Egypt frees labor activist, has him report to police weekly

CAIRO (AP) — Egypt has freed a detained labor activist who criticized the government and spent about five months in detention, but he will have to report at least once a week to the police, a rights lawyer said Tuesday.

Activist Kamal Khalil walked free from a police station late on Monday, a week after a court ordered his conditional release, according to Gamal Eid, the head of the Arab Network for Human Rights Information.

Khalil will have to periodically report to a nearby police station and he still faces charges of disseminating false news and joining an outlawed group. It's unclear if the case will go to trial.

"Membership in an outlawed group" is Egyptian government parlance for having ties to a range of outlawed groups, including the Muslim Brotherhood, an Islamist organization that authorities labeled a terrorist group and banned in 2013.
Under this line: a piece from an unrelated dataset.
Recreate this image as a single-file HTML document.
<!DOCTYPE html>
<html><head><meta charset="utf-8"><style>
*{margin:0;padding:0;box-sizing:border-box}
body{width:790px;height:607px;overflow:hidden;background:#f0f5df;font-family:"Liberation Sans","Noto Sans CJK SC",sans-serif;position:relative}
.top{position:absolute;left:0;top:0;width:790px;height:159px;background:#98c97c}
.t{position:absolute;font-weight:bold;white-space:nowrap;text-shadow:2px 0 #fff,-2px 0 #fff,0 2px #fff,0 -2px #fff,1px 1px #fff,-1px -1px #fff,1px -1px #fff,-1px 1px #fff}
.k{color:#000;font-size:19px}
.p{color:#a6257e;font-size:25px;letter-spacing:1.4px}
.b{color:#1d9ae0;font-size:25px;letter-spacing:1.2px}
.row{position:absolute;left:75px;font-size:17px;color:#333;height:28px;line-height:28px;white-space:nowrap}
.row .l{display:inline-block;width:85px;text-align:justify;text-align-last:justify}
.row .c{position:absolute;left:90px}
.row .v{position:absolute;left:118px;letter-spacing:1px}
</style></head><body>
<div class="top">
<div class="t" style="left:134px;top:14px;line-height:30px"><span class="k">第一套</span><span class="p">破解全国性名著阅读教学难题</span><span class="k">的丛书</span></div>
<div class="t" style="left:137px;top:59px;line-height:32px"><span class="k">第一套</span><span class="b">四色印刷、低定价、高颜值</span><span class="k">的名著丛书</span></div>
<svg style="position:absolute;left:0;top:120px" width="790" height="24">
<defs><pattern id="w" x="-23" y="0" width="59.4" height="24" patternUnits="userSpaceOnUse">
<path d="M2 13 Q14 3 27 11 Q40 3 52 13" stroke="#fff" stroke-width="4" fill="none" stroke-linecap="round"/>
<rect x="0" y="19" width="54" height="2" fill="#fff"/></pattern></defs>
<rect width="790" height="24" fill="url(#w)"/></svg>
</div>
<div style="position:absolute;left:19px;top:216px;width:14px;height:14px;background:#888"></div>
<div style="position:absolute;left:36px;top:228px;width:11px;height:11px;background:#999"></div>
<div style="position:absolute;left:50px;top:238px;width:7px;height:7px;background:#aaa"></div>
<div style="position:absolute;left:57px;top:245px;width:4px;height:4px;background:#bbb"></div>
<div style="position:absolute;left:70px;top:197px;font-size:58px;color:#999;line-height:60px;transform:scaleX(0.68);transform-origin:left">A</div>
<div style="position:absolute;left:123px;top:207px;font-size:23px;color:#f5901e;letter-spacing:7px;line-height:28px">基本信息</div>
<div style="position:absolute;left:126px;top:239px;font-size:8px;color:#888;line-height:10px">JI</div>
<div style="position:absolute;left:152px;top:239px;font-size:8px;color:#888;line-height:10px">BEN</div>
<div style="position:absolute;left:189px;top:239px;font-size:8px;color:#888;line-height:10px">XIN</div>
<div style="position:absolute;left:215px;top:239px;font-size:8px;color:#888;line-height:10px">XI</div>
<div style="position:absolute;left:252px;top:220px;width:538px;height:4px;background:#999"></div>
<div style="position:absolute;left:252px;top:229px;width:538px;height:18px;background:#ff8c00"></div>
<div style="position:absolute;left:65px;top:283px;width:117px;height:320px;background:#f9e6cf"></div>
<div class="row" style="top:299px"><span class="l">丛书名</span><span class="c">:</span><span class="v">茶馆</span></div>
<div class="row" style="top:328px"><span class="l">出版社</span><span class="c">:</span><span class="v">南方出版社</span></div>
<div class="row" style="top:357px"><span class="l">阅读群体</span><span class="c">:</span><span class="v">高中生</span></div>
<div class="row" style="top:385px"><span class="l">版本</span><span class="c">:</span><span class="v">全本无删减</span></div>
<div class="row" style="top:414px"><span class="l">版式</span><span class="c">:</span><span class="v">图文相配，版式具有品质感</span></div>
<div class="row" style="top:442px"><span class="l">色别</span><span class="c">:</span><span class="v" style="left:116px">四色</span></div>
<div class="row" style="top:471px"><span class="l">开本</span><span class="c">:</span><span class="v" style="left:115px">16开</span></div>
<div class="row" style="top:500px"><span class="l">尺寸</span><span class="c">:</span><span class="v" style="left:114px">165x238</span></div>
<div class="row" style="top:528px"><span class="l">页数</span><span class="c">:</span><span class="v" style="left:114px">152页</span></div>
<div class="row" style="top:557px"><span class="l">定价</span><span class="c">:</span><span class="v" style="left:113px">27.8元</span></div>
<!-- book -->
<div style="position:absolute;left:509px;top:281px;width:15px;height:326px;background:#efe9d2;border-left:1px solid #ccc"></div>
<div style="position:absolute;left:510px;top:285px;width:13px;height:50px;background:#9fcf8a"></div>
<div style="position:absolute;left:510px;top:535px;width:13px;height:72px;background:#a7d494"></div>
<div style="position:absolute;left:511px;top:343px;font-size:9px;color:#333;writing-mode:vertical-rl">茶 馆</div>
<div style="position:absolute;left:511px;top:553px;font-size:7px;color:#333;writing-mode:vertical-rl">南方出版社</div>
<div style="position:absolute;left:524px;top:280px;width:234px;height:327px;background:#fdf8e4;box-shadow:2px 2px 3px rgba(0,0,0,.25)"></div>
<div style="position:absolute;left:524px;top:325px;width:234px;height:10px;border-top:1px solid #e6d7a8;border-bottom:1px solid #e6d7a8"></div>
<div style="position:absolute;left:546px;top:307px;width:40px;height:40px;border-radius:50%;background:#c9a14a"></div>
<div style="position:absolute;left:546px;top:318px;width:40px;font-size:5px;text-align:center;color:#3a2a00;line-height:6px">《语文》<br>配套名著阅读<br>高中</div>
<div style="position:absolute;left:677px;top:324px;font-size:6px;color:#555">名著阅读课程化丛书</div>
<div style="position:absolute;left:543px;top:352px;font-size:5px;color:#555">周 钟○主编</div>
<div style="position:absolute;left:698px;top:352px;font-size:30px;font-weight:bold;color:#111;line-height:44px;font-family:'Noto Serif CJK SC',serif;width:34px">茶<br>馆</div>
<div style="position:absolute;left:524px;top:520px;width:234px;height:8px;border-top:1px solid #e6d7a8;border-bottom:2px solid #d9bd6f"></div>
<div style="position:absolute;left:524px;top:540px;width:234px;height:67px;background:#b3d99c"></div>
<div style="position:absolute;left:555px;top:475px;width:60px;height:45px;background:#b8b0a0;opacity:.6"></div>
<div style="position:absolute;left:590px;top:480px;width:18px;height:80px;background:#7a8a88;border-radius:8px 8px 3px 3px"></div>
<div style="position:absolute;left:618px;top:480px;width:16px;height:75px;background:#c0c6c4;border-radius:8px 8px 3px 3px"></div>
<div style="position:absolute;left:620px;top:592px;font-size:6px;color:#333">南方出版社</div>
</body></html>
Police arrested Khalil in September from his home in Cairo in the wake of corruption allegations against the Egyptian military and President Abdel Fattah el-Sissi made by an Egyptian businessman living in exile, without providing evidence.

The entrepreneur, Mohammed Ali, alleged in videos that went viral on social media, large-scale misuse of public funds in the building of luxurious hotels, presidential palaces and a tomb for el-Sissi's mother, who died in 2014.
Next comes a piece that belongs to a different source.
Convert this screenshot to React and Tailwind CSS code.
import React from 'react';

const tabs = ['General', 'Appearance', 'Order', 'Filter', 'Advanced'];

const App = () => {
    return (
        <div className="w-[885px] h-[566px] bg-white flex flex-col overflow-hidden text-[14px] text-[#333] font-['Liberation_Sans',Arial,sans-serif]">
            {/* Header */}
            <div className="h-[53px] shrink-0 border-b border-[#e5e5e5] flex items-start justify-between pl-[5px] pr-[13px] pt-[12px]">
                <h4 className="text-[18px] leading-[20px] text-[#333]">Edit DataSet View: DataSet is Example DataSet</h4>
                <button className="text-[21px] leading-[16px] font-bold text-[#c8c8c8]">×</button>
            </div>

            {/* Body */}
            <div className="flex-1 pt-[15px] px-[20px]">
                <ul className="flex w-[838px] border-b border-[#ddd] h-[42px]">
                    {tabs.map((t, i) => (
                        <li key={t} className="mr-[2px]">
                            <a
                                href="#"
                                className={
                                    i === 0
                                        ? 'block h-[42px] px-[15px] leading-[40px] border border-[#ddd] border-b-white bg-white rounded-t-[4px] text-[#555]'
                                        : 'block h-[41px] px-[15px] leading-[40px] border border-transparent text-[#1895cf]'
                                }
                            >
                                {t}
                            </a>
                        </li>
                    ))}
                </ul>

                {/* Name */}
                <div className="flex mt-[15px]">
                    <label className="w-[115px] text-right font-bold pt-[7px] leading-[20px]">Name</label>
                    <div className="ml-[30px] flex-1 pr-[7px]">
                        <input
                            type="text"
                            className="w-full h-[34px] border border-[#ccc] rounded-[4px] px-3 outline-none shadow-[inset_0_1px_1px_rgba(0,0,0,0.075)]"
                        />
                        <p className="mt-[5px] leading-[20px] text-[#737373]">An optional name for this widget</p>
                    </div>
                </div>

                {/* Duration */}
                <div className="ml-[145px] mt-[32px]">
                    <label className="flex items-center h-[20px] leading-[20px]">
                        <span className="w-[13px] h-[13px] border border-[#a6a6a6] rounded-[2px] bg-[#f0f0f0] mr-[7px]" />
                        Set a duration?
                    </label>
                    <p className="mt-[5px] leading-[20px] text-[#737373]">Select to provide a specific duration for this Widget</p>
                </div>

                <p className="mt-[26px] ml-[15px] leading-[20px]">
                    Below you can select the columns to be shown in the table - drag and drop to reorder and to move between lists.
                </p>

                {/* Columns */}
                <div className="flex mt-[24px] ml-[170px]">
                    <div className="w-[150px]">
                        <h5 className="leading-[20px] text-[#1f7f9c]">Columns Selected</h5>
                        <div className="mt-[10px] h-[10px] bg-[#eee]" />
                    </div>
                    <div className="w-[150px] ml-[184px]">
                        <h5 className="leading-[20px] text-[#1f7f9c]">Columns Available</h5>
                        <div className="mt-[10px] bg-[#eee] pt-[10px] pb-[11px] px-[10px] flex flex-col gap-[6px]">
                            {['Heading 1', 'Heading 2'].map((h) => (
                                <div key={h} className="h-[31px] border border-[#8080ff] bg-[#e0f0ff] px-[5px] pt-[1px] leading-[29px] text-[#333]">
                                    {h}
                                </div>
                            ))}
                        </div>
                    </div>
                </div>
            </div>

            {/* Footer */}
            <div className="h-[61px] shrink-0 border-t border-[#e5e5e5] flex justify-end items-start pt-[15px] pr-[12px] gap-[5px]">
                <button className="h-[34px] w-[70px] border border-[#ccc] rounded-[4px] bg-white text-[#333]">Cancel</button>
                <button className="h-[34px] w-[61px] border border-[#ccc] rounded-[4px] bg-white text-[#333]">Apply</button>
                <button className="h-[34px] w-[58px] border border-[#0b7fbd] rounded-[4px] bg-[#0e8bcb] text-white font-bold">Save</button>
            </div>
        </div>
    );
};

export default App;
El-Sissi has angrily dismissed the allegations as "sheer lies and defamation." He portrayed Ali's videos as an attempt to weaken Egypt and undermine the public's trust and confidence in the military and its leader.

Ali’s videos provoked scattered protests in Cairo and several provinces in September. Security forces arrested at least 3,000 people following the anti-government demonstrations, according to rights groups. Hundreds were later released. Khalil was among those detained.

Since leading the military's 2013 overthrow of elected but divisive Islamist president, Mohammed Morsi, after mass protests against his year-long rule, el-Sissi has overseen a crackdown on dissent. Thousands of Islamists have been jailed along with secular, pro-democracy advocates, and tight controls of the media have been imposed. Freedoms won in a popular 2011 uprising have been rolled back.